Over 100 farm rent reviews have been carried out by the firm since 2008 with instructions on a further 30 this year being mainly livestock rearing although a significant proportion carry on dairying.

Estimated rental levels achievable in 2010 (assume farms with dwelling house and adequate landlords fixed equipment) in the region of:

• Hill farms:               £9 - £11 per ewe
£55 - £66 per cow
• Arable/Pasture:        £22 - £50 per acre in the north and west of Scotland
£60 - £72 per acre in the east and central Scotland

A growing trend in the let sector is the continuing process of tenants retiring from agriculture through agreement with their landlords. Compensation is often in the region of 25% of the vacant possession value of the land and under the current SFP rules that payment can either continue to be claimed on naked acres elsewhere or sold for a further capital sum by the farmer. After 2013 that option may not be available. The firm is currently working on several such proposals and expect to see the trend continuing.

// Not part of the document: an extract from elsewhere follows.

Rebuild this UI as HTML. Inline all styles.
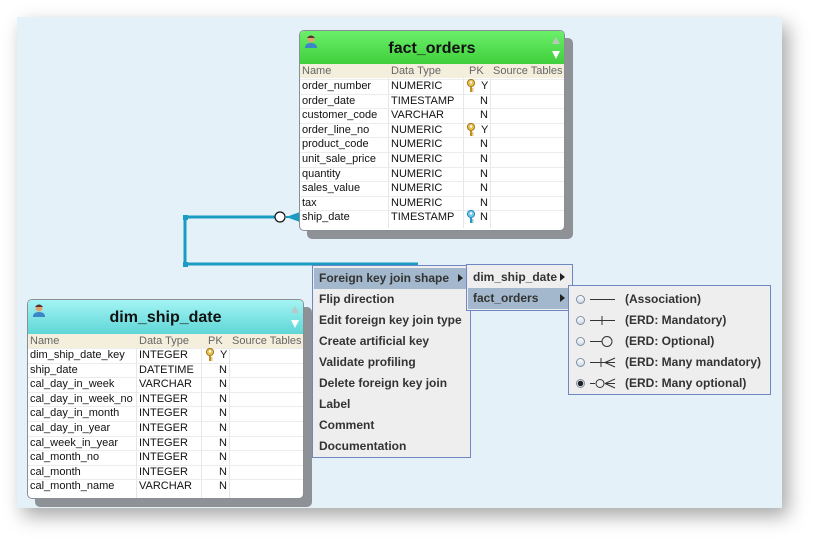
<!DOCTYPE html>
<html><head><meta charset="utf-8"><style>
*{margin:0;padding:0;box-sizing:border-box}
body{width:830px;height:556px;background:#fff;position:relative;overflow:hidden;font-family:"Liberation Sans",sans-serif}
.abs{position:absolute}
#canvas{left:17px;top:17px;width:765px;height:491px;background:#e4f1f8;box-shadow:6px 8px 18px rgba(0,0,0,.35)}
.tbl{position:absolute;border:1px solid #8a8f94;border-radius:5px;background:#fff;box-shadow:8px 8px 0 #8e9296;overflow:hidden}
.hdr{position:absolute;left:0;top:0;right:0;font-weight:bold;font-size:16px;color:#111;text-align:center}
.colh{position:absolute;left:0;right:0;height:14px;background:#f3efdc;font-size:11px;color:#666;line-height:14px}
.row{position:absolute;left:0;right:0;font-size:11px;color:#111;line-height:14px;border-bottom:1px solid #ececec}
.row span,.colh span{position:absolute;top:0;white-space:nowrap}
.row svg{position:absolute;top:0}
.vl{position:absolute;width:1px;background:#e6e6e6}
.menu{position:absolute;background:#eeeeee;border:1px solid #6f86c4;font-size:12px;font-weight:bold;color:#333}
.mi{position:absolute;left:1px;right:1px;height:21px;line-height:21px;padding-left:5px;white-space:nowrap}
.sel{background:#a3b8cc}
.arr{position:absolute;right:6px;top:6px;width:0;height:0;border-top:4px solid transparent;border-bottom:4px solid transparent;border-left:5px solid #222}
.rad{position:absolute;left:6px;top:6px;width:9px;height:9px;border-radius:50%;border:1px solid #7f8fa4;background:linear-gradient(#fff,#cdd8e6)}
</style></head><body>
<svg width="0" height="0" style="position:absolute">
<defs>
<symbol id="kg" viewBox="0 0 10 14"><circle cx="5" cy="4" r="3.6" fill="#e8c050" stroke="#a07818" stroke-width="1"/><circle cx="5" cy="3.5" r="1.2" fill="#fff"/><path d="M4 7.5H6V13H4Z M6 9.5H7.5V10.5H6Z M6 11.5H7.5V12.5H6Z" fill="#c09020"/></symbol>
<symbol id="kb" viewBox="0 0 10 14"><circle cx="5" cy="4" r="3.6" fill="#70c8ec" stroke="#2a88b8" stroke-width="1"/><circle cx="5" cy="3.5" r="1.2" fill="#fff"/><path d="M4 7.5H6V13H4Z M6 9.5H7.5V10.5H6Z M6 11.5H7.5V12.5H6Z" fill="#2a98c8"/></symbol>
</defs></svg>
<div id="canvas" class="abs"></div>

<svg class="abs" style="left:0;top:0" width="830" height="556">
<g stroke="#1a9bc2" stroke-width="3" fill="none">
<path d="M280 217 H185 V264 H418"/>
</g>
<rect x="183" y="215" width="5" height="5" fill="#1a9bc2"/>
<rect x="183" y="262" width="5" height="5" fill="#1a9bc2"/>
<rect x="300" y="366" width="10" height="5" fill="#1a9bc2"/>
<line x1="286" y1="217" x2="300" y2="217" stroke="#1a9bc2" stroke-width="2"/>
<path d="M286 217 L300 212 L300 222 Z" fill="#1a9bc2"/>
<circle cx="280" cy="217" r="5" fill="#fff" stroke="#111" stroke-width="1.2"/>
</svg>

<!-- fact_orders -->
<div class="tbl" style="left:299px;top:30px;width:266px;height:201px">
 <div class="hdr" style="height:33px;background:linear-gradient(#6cf06a,#3fcf3c);line-height:36px">fact_orders</div>
 <svg class="abs" style="left:4px;top:3px" width="14" height="15"><circle cx="7" cy="5" r="3.5" fill="#e0a070"/><path d="M3 4 Q7 -1 11 4" fill="#533" /><path d="M1 14 Q1 9 7 9 Q13 9 13 14 Z" fill="#3a86c8"/></svg>
 <svg class="abs" style="left:251px;top:4px" width="10" height="26"><path d="M1 9 L5 2 L9 9Z" fill="#b8c8b8"/><path d="M1 16 L9 16 L5 24Z" fill="#fff"/></svg>
 <div class="colh" style="top:33px"><span style="left:2px">Name</span><span style="left:91px">Data Type</span><span style="left:169px">PK</span><span style="left:193px">Source Tables</span></div>
 <div class="vl" style="left:88px;top:47px;height:150px"></div>
 <div class="vl" style="left:163px;top:47px;height:150px"></div>
 <div class="vl" style="left:190px;top:47px;height:150px"></div>
 <div class="row" style="top:48px"><span style="left:2px">order_number</span><span style="left:91px">NUMERIC</span><svg style="left:166px" width="10" height="14"><use href="#kg"/></svg><span style="left:181px">Y</span></div>
 <div class="row" style="top:62.6px"><span style="left:2px">order_date</span><span style="left:91px">TIMESTAMP</span><span style="left:180px">N</span></div>
 <div class="row" style="top:77.2px"><span style="left:2px">customer_code</span><span style="left:91px">VARCHAR</span><span style="left:180px">N</span></div>
 <div class="row" style="top:91.8px"><span style="left:2px">order_line_no</span><span style="left:91px">NUMERIC</span><svg style="left:166px" width="10" height="14"><use href="#kg"/></svg><span style="left:181px">Y</span></div>
 <div class="row" style="top:106.4px"><span style="left:2px">product_code</span><span style="left:91px">NUMERIC</span><span style="left:180px">N</span></div>
 <div class="row" style="top:121px"><span style="left:2px">unit_sale_price</span><span style="left:91px">NUMERIC</span><span style="left:180px">N</span></div>
 <div class="row" style="top:135.6px"><span style="left:2px">quantity</span><span style="left:91px">NUMERIC</span><span style="left:180px">N</span></div>
 <div class="row" style="top:150.2px"><span style="left:2px">sales_value</span><span style="left:91px">NUMERIC</span><span style="left:180px">N</span></div>
 <div class="row" style="top:164.8px"><span style="left:2px">tax</span><span style="left:91px">NUMERIC</span><span style="left:180px">N</span></div>
 <div class="row" style="top:179.4px"><span style="left:2px">ship_date</span><span style="left:91px">TIMESTAMP</span><svg style="left:166px" width="10" height="14"><use href="#kb"/></svg><span style="left:180px">N</span></div>
</div>

<!-- dim_ship_date -->
<div class="tbl" style="left:27px;top:299px;width:277px;height:200px">
 <div class="hdr" style="height:34px;background:linear-gradient(#a4f4f4,#5fd6d6);line-height:36px">dim_ship_date</div>
 <svg class="abs" style="left:4px;top:3px" width="14" height="15"><circle cx="7" cy="5" r="3.5" fill="#e0a070"/><path d="M3 4 Q7 -1 11 4" fill="#533" /><path d="M1 14 Q1 9 7 9 Q13 9 13 14 Z" fill="#3a86c8"/></svg>
 <svg class="abs" style="left:262px;top:4px" width="10" height="26"><path d="M1 9 L5 2 L9 9Z" fill="#b8c8c8"/><path d="M1 16 L9 16 L5 24Z" fill="#fff"/></svg>
 <div class="colh" style="top:34px"><span style="left:2px">Name</span><span style="left:111px">Data Type</span><span style="left:180px">PK</span><span style="left:204px">Source Tables</span></div>
 <div class="vl" style="left:108px;top:48px;height:150px"></div>
 <div class="vl" style="left:173px;top:48px;height:150px"></div>
 <div class="vl" style="left:201px;top:48px;height:150px"></div>
 <div class="row" style="top:48px"><span style="left:2px">dim_ship_date_key</span><span style="left:111px">INTEGER</span><svg style="left:177px" width="10" height="14"><use href="#kg"/></svg><span style="left:192px">Y</span></div>
 <div class="row" style="top:62.6px"><span style="left:2px">ship_date</span><span style="left:111px">DATETIME</span><span style="left:191px">N</span></div>
 <div class="row" style="top:77.2px"><span style="left:2px">cal_day_in_week</span><span style="left:111px">VARCHAR</span><span style="left:191px">N</span></div>
 <div class="row" style="top:91.8px"><span style="left:2px">cal_day_in_week_no</span><span style="left:111px">INTEGER</span><span style="left:191px">N</span></div>
 <div class="row" style="top:106.4px"><span style="left:2px">cal_day_in_month</span><span style="left:111px">INTEGER</span><span style="left:191px">N</span></div>
 <div class="row" style="top:121px"><span style="left:2px">cal_day_in_year</span><span style="left:111px">INTEGER</span><span style="left:191px">N</span></div>
 <div class="row" style="top:135.6px"><span style="left:2px">cal_week_in_year</span><span style="left:111px">INTEGER</span><span style="left:191px">N</span></div>
 <div class="row" style="top:150.2px"><span style="left:2px">cal_month_no</span><span style="left:111px">INTEGER</span><span style="left:191px">N</span></div>
 <div class="row" style="top:164.8px"><span style="left:2px">cal_month</span><span style="left:111px">INTEGER</span><span style="left:191px">N</span></div>
 <div class="row" style="top:179.4px"><span style="left:2px">cal_month_name</span><span style="left:111px">VARCHAR</span><span style="left:191px">N</span></div>
</div>

<!-- main menu -->
<div class="menu" style="left:312px;top:265px;width:159px;height:193px">
 <div class="mi sel" style="top:2px">Foreign key join shape<div class="arr"></div></div>
 <div class="mi" style="top:23px">Flip direction</div>
 <div class="mi" style="top:44px">Edit foreign key join type</div>
 <div class="mi" style="top:65px">Create artificial key</div>
 <div class="mi" style="top:86px">Validate profiling</div>
 <div class="mi" style="top:107px">Delete foreign key join</div>
 <div class="mi" style="top:128px">Label</div>
 <div class="mi" style="top:149px">Comment</div>
 <div class="mi" style="top:170px">Documentation</div>
</div>
<div class="menu" style="left:466px;top:264px;width:107px;height:47px">
 <div class="mi" style="top:2px">dim_ship_date<div class="arr"></div></div>
 <div class="mi sel" style="top:23px">fact_orders<div class="arr"></div></div>
</div>
<div class="menu" style="left:568px;top:285px;width:203px;height:110px">
 <div class="mi" style="top:3px;padding-left:55px"><div class="rad"></div>(Association)</div>
 <div class="mi" style="top:24px;padding-left:55px"><div class="rad"></div>(ERD: Mandatory)</div>
 <div class="mi" style="top:45px;padding-left:55px"><div class="rad"></div>(ERD: Optional)</div>
 <div class="mi" style="top:66px;padding-left:55px"><div class="rad"></div>(ERD: Many mandatory)</div>
 <div class="mi" style="top:87px;padding-left:55px"><div class="rad" style="background:radial-gradient(#222 0 2.5px,#f4f4f4 3px)"></div>(ERD: Many optional)</div>
 <svg class="abs" style="left:18px;top:0" width="30" height="110" stroke="#333" stroke-width="1" fill="none">
  <path d="M3 13.5H28"/>
  <path d="M3 34.5H28M15 30V39"/>
  <path d="M3 55.5H15"/><circle cx="20" cy="55.5" r="5"/>
  <path d="M3 76.5H28M14 72V81M18 76.5L28 72M18 76.5L28 81"/>
  <path d="M3 97.5H8M18 97.5H28"/><circle cx="13" cy="97.5" r="4"/><path d="M18 97.5L28 93M18 97.5L28 102"/>
 </svg>
</div>
</body></html>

Simon Brown, partner at CKD Galbraith said: “The trend in 2009 was for the neighbouring farmer being the major bidders for any farmland coming up for sale. As we go forward into 2010 I think we will continue to see interest from neighbours but also from farmers looking to relocate as the money supply becomes more available for the agricultural industry. 

“In addition I also predict a strong involvement from investors who see farmland as a safe place to put money during difficult times.  There have been some quite staggering returns on capital which have been highlighted recently and these returns have encouraged investors to move money into the farmland market. However, the growth in the past five years came from a very low base and will not be repeated in the next five years.

“Farmers, their agents, and advisors have now become used to the fact that arable land trades at or above £6,000 an acre and that permanent grassland is valued up to £2,500 an acre in some regions, whilst the strong demand for upland grazing for forestry purposes has put a base at that end of the market.  As we go forward into 2010 I am confident that we will see a slight rise in the value of agricultural land.” 

2010 is looking positive although greater certainty in future commodity prices would be a welcomed boost. Overall, this year will be a year for consolidation in farm rents, with both landlords and tenants being reluctant to have rental disputes referred to the Scottish Land Court.